The firm in question has confirmed that the probe was commissioned and paid for by a locally based South African and that its contents are, to the best of their knowledge and based on interviews with the institutions in question, correct.
Pheko’s CV, which prior to the February exposé was widely available on the Internet and other platforms but has now been removed, claimed she was the holder of five tertiary qualifications from institutions in the states of Louisiana, Indiana and New York, including the fake doctorate from LaSalle.
According to the report, the BSc in economics and general studies from the Indiana University-Purdue University she claimed to have obtained in 1984 has now been reduced to a general studies degree.
The probe into her master’s degree in public health from New York Medical College, which she says she was awarded in 1990, shows she did enrol for the course, but never completed it. According to an administrator at the institution, she "did not receive a degree. It doesn’t give a reason why she didn’t receive the degree, but just that she stopped attending ... in the spring of 1994."
No record could be found of Pheko at the New York University School of Continuing & Professional Studies, where she states she received a master’s in development economics in 1994 (the same year she stopped attending the New York Medical College).

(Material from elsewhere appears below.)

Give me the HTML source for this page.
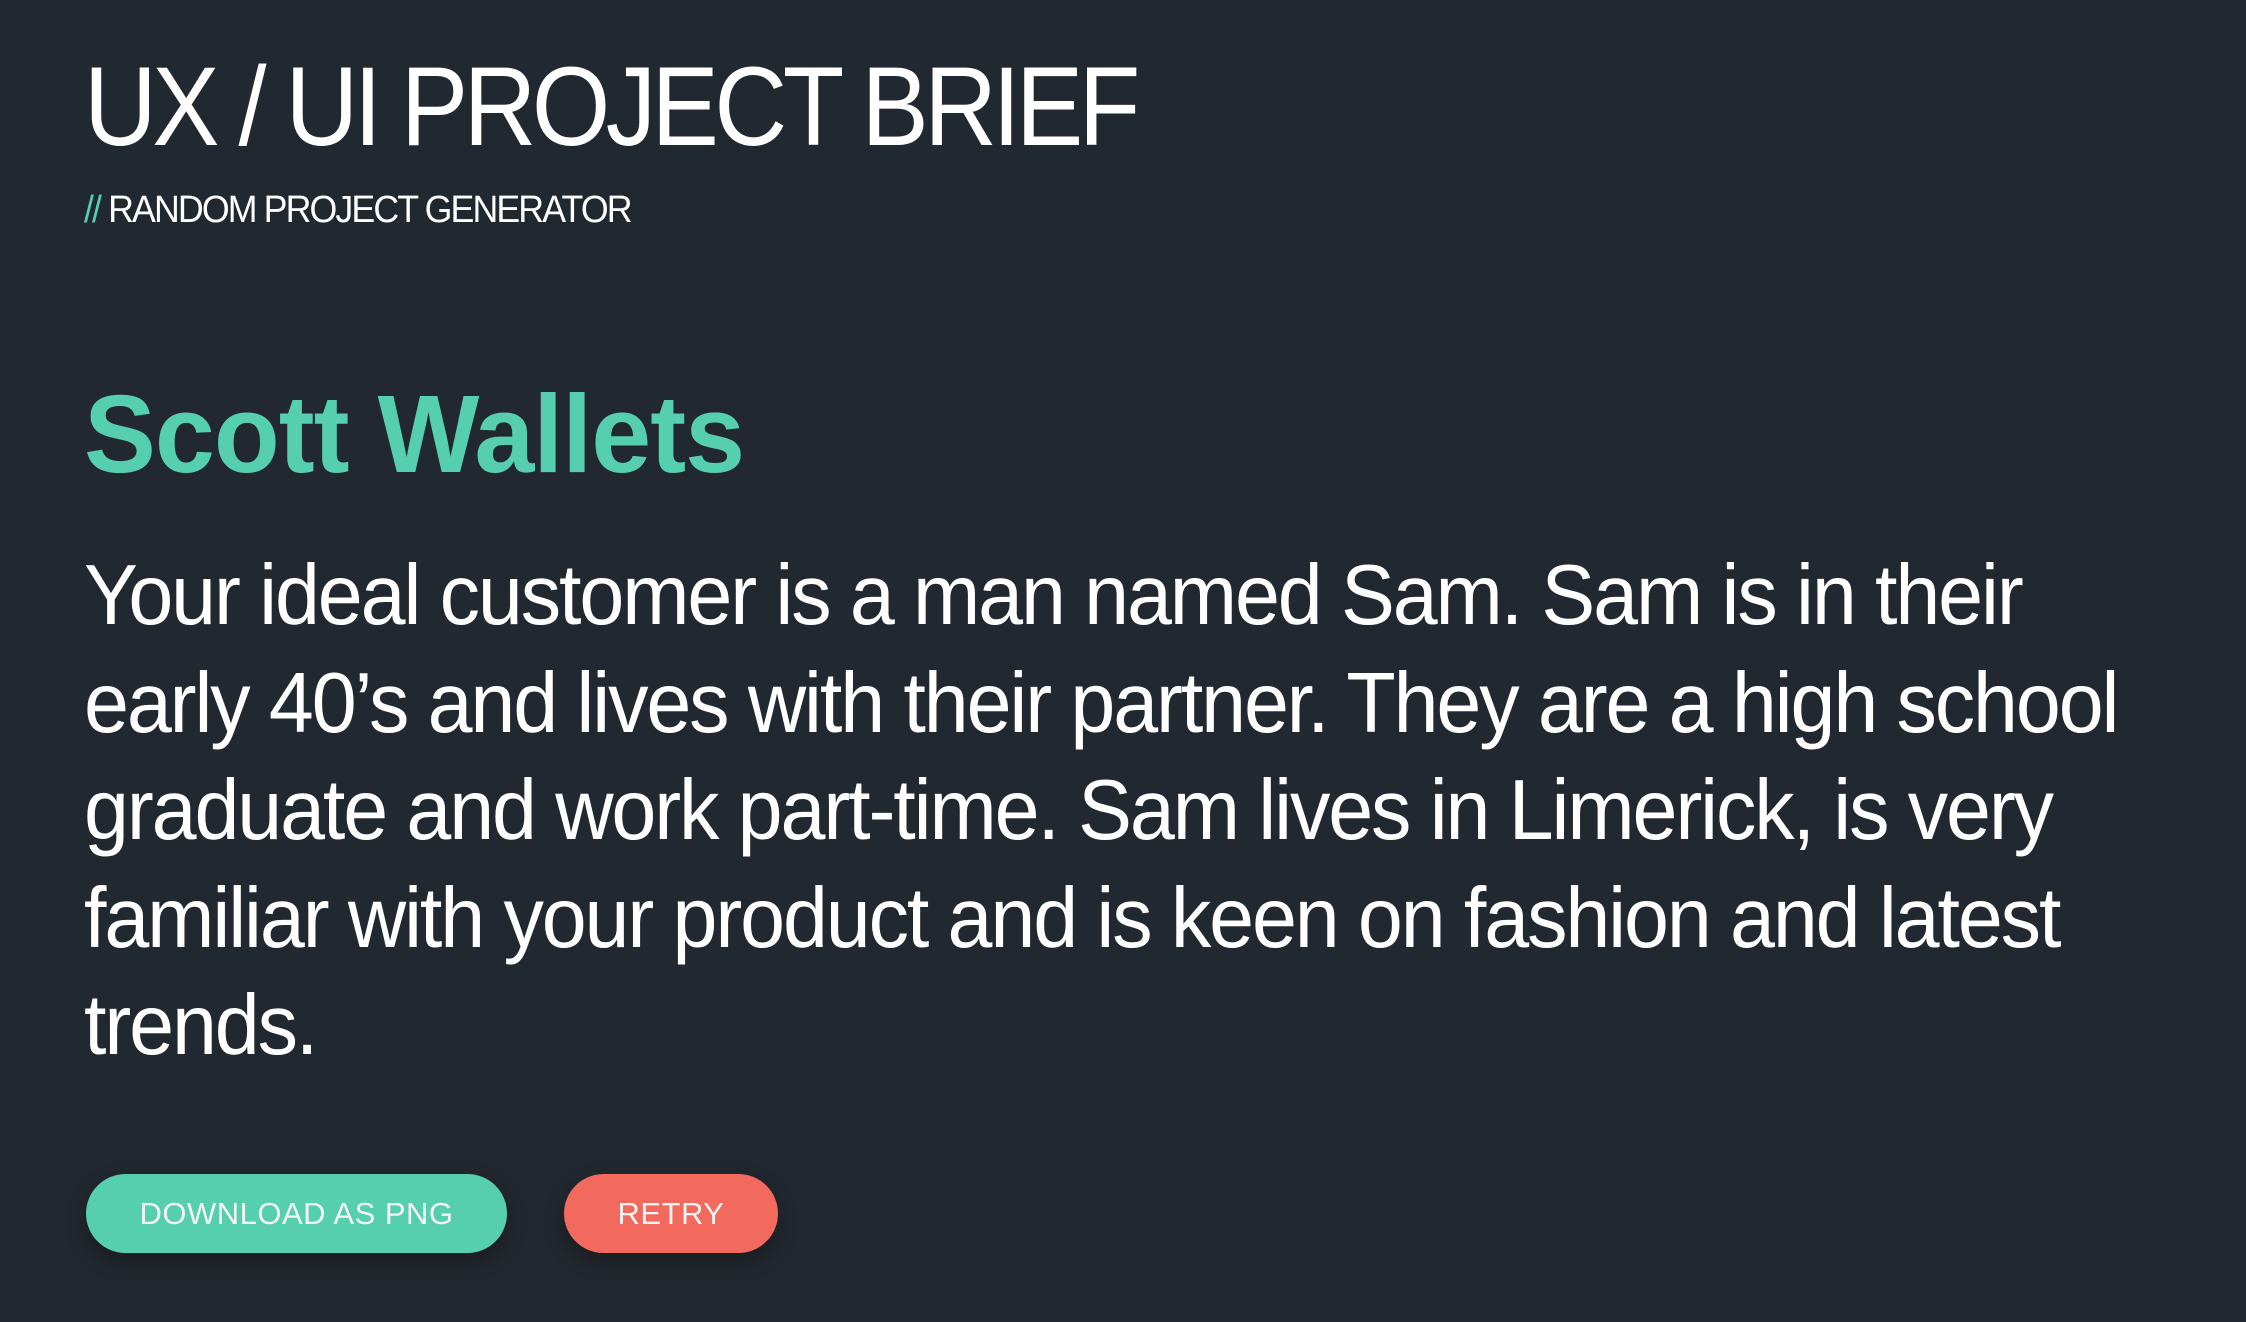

The university notes that she may have enrolled under a maiden, married or other name.
Her nursing degree, from the State University of New York, could not be verified without her written consent.
Pheko, a staunch member of the PAC, has refused to produce copies of her qualifications or provide any meaningful answers to questions put to her.
Her most recent word on the matter, via e-mail last Friday, was a quote from former president Thabo Mbeki: "We should never become despondent because the weather is bad, nor should we turn triumphalist because the sun shines."
A fortnight ago she sang a different tune when she wrote to the Financial Mail saying: "As painful as this period in my life is, I sincerely want to thank you. I hope to one day do so in person. Failure is an amazing and transformative process. Thank you for being a catalyst."
Pheko’s audacity is legendary. In 2008 she lost her regular column in the Sunday Times due to plagiarism. When the story of her fake PhD broke in February, she gave radio interviews insisting the university was at all times bona fide, registered and recognised, when it wasn’t.
She is not the first to be found to have a creative CV, however, and the spate of individuals in public or semipublic office who have been seen to be leaning on trumped-up qualifications has forced government to take a stronger stance on the matter. A court in KwaZulu-Natal recently sentenced one such fraudster to five years behind bars for academic misrepresentation.
The department of international relations & co-operation declined to comment. However, the Financial Mail has learnt that Pheko will not be offered another posting within the diplomatic corps when her current posting ends in December.